In issuing these regulations for the current pandemic, OPM is drawing on past practices from the aftermath of the Sept. 11, 2001, terrorist attacks and the “Year 2000 computer conversion efforts,” otherwise known as Y2K.

OPM had issued separate regulations for each of these events, both times allowing employees whose service was necessary during these emergencies to carry over annual leave they’d otherwise have to forfeit at the end of the year.

But moving forward, OPM will allow federal agencies to restore forfeited annual leave to their employees during the current health crisis — and future national emergencies that have been declared as such by the president.

Issuing this general regulation will allow OPM to respond more quickly to future emergencies and avoid the usual, lengthy rulemaking process, the agency said.

“For those emergencies that qualify under such circumstances, this generally applicable regulation will provide agencies with flexibility to permit restoration of annual leave expeditiously,” OPM said. “The OPM director expects to make a determination pursuant to these regulations when a certain national emergency as declared by the president will require the service of federal employees on a large scale, such that employees will be unable to use annual leave to prevent forfeiture of the leave. Only when the director of OPM makes such a determination and provides notice to agencies of such determination may agencies use the authority.”

OPM’s new regulations require agency heads to develop procedures for implementing this annual leave restoration policy as part of their emergency planning exercises. Again, OPM wants agencies to be ready to act as soon as an applicable national emergency has been declared.

Once one has been declared, agency heads should determine which employees are considered “essential” for a particular emergency and inform them of the determination.

OPM leaves it up to each agency to determine who exactly should be considered “essential” during this emergency and others, and who, therefore, should be eligible for annual leave restoration.

It’s also up to each agency to determine when the exigency of the public business should end for each employee or group of workers.

In general, the exigency of the public business should end a year after the start date of the national emergency, OPM said, though agencies can extend it for up to three years.

OPM did, however, acknowledge that each emergency will have a different impact on the federal workforce.

The Sept. 11 attacks, for example, relied on the essential services of federal intelligence analysts. For the current pandemic, “the services of employees such as physicians, nurses, certain clinical laboratory scientists and public health specialists may be more likely to be designated as essential to the emergency response,” OPM said.

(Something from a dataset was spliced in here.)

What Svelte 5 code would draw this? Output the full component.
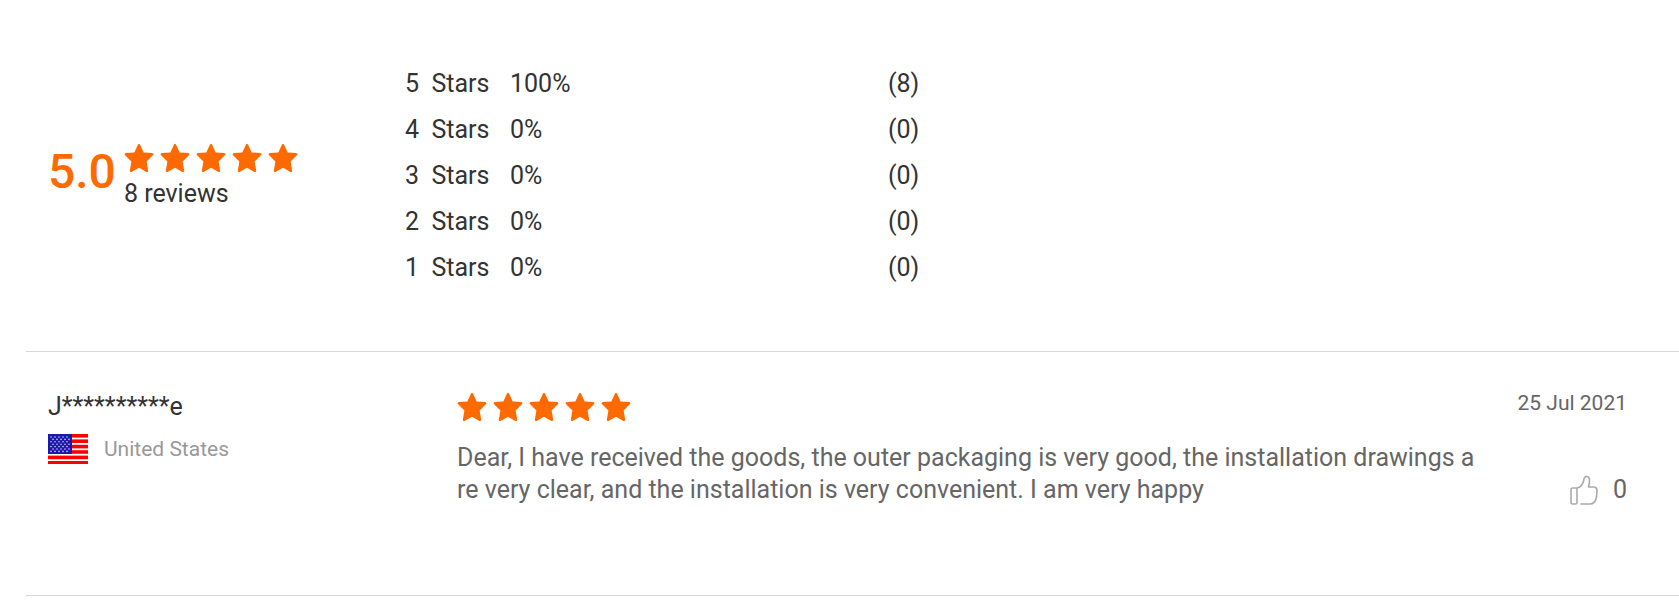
<script>
    // Rating breakdown, highest score first
    const ratings = [
        { score: 5, percent: 100, count: 8 },
        { score: 4, percent: 0, count: 0 },
        { score: 3, percent: 0, count: 0 },
        { score: 2, percent: 0, count: 0 },
        { score: 1, percent: 0, count: 0 },
    ];

    const reviews = [
        {
            name: 'J**********e',
            country: 'United States',
            date: '25 Jul 2021',
            stars: 5,
            text: 'Dear, I have received the goods, the outer packaging is very good, the installation drawings are very clear, and the installation is very convenient. I am very happy',
            likes: 0,
        },
    ];

    // Small white dots on the flag's canton
    const dots = [];
    for (let row = 0; row < 7; row++) {
        for (let col = 0; col < 5; col++) {
            dots.push({ x: 3 + col * 4 + (row % 2) * 2, y: 3 + row * 2.4 });
        }
    }
</script>

<style>
    :global(body) {
        margin: 0;
        background-color: #fff;
    }
    .reviews {
        margin-left: 26px;
        font-family: Roboto, "Liberation Sans", sans-serif;
        font-size: 25px;
        line-height: 32px;
        color: #333;
    }
    .summary {
        display: flex;
        align-items: center;
        padding: 61px 22px 60px;
    }
    .overall {
        display: flex;
        gap: 8px;
        width: 357px;
    }
    .score {
        font-size: 48px;
        font-weight: 500;
        line-height: 58px;
        color: #ff6a00;
    }
    .total {
        margin-top: 5px;
    }
    .stars {
        display: flex;
        gap: 6px;
    }
    .stars svg {
        display: block;
        width: 30px;
        height: 30px;
        fill: #ff6a00;
    }
    .breakdown {
        border-collapse: collapse;
    }
    .breakdown th, .breakdown td {
        height: 46px;
        padding: 0;
        font-weight: 400;
        text-align: left;
        white-space: pre;
    }
    .breakdown th {
        width: 105px;
    }
    .breakdown .percent {
        width: 378px;
    }
    .review {
        display: grid;
        grid-template-columns: 409px minmax(0, 1fr) 150px;
        min-height: 207px;
        padding: 36px 52px 0 22px;
        border-top: 1px solid #d8d8d8;
    }
    .review:last-child {
        border-bottom: 1px solid #d8d8d8;
    }
    .author {
        padding-top: 3px;
    }
    .country {
        display: flex;
        align-items: center;
        gap: 16px;
        margin-top: 10px;
        font-size: 21px;
        color: #999;
    }
    .flag {
        width: 40px;
        height: 30px;
    }
    .content {
        padding-top: 4px;
    }
    .text {
        margin: 20px 0 0;
        word-break: break-all;
        color: #666;
    }
    .side {
        display: flex;
        flex-direction: column;
        align-items: flex-end;
        gap: 56px;
        color: #666;
    }
    .date {
        font-size: 21px;
        line-height: 30px;
    }
    .like {
        display: flex;
        align-items: center;
        gap: 15px;
        padding: 0;
        border: none;
        background: none;
        font: inherit;
        color: inherit;
        cursor: pointer;
    }
    .like svg {
        width: 28px;
        height: 30px;
        fill: none;
        stroke: #aaa;
        stroke-width: 1.6;
        stroke-linecap: round;
        stroke-linejoin: round;
    }
</style>

{#snippet stars(count)}
    <div class="stars" role="img" aria-label="{count} stars">
        {#each { length: count } as _}
            <svg viewBox="0 0 30 30">
                <path d="M14 1.4Q15 0 16 1.4L19.7 9.4 28.2 10.1Q30.2 10.8 28.9 12.3L22.6 18.4 24.2 27.7Q24.1 29.6 22.4 28.9L15 24.8 7.6 28.9Q5.9 29.6 5.8 27.7L7.4 18.4 1.1 12.3Q-.2 10.8 1.8 10.1L10.3 9.4Z" />
            </svg>
        {/each}
    </div>
{/snippet}

<div class="reviews">
    <div class="summary">
        <div class="overall">
            <span class="score">5.0</span>
            <div>
                {@render stars(5)}
                <div class="total">8 reviews</div>
            </div>
        </div>
        <table class="breakdown">
            <tbody>
                {#each ratings as rating}
                    <tr>
                        <th scope="row">{rating.score}{'  '}Stars</th>
                        <td class="percent">{rating.percent}%</td>
                        <td>({rating.count})</td>
                    </tr>
                {/each}
            </tbody>
        </table>
    </div>

    {#each reviews as review}
        <div class="review">
            <div class="author">
                <div>{review.name}</div>
                <div class="country">
                    <svg class="flag" viewBox="0 0 40 30" aria-hidden="true">
                        <rect width="40" height="30" fill="#fff" />
                        {#each [0, 5.4, 10.8, 16.2, 21.6, 27] as y}
                            <rect {y} width="40" height="3.6" fill="#f00" />
                        {/each}
                        <rect width="24" height="20" fill="#1a1aa6" />
                        {#each dots as dot}
                            <circle cx={dot.x} cy={dot.y} r="0.8" fill="#c8c8f0" />
                        {/each}
                    </svg>
                    <span>{review.country}</span>
                </div>
            </div>
            <div class="content">
                {@render stars(review.stars)}
                <p class="text">{review.text}</p>
            </div>
            <div class="side">
                <span class="date">{review.date}</span>
                <button class="like" aria-label="Like, {review.likes}">
                    <svg viewBox="0 0 28 30">
                        <path d="M7 13H2.5Q1 13 1 14.5V27.5Q1 29 2.5 29H5.5Q7 29 7 27.5V13Q12 12 13.6 6Q14 1.5 16.500 1.5Q19.5 1.5 19.5 5Q19.5 8.5 18.5 12H24Q27.2 12.5 27 15.5L26.5 22Q25 29 20 29H11" />
                    </svg>
                    <span>{review.likes}</span>
                </button>
            </div>
        </div>
    {/each}
</div>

As OPM detailed in June guidance, this new annual leave restoration policy is only meant for certain employees with certain responsibilities during this pandemic.

Federal employees who, for example, called off a week-long trip abroad and then canceled their vacation time won’t be allowed to restore annual leave under OPM’s forthcoming regulations.

Though OPM has clearly recognized the need for some sort of new annual leave restoration policy, Congress also had its eye on the challenge.

In standalone legislation and later in an amendment to the House version of the annual defense authorization bill, Rep. Jennifer Wexton (D-Va.) had outlined a similar annual leave restoration policy for essential federal employees during the pandemic.

Her amendment made it into the House bill, which members passed last month.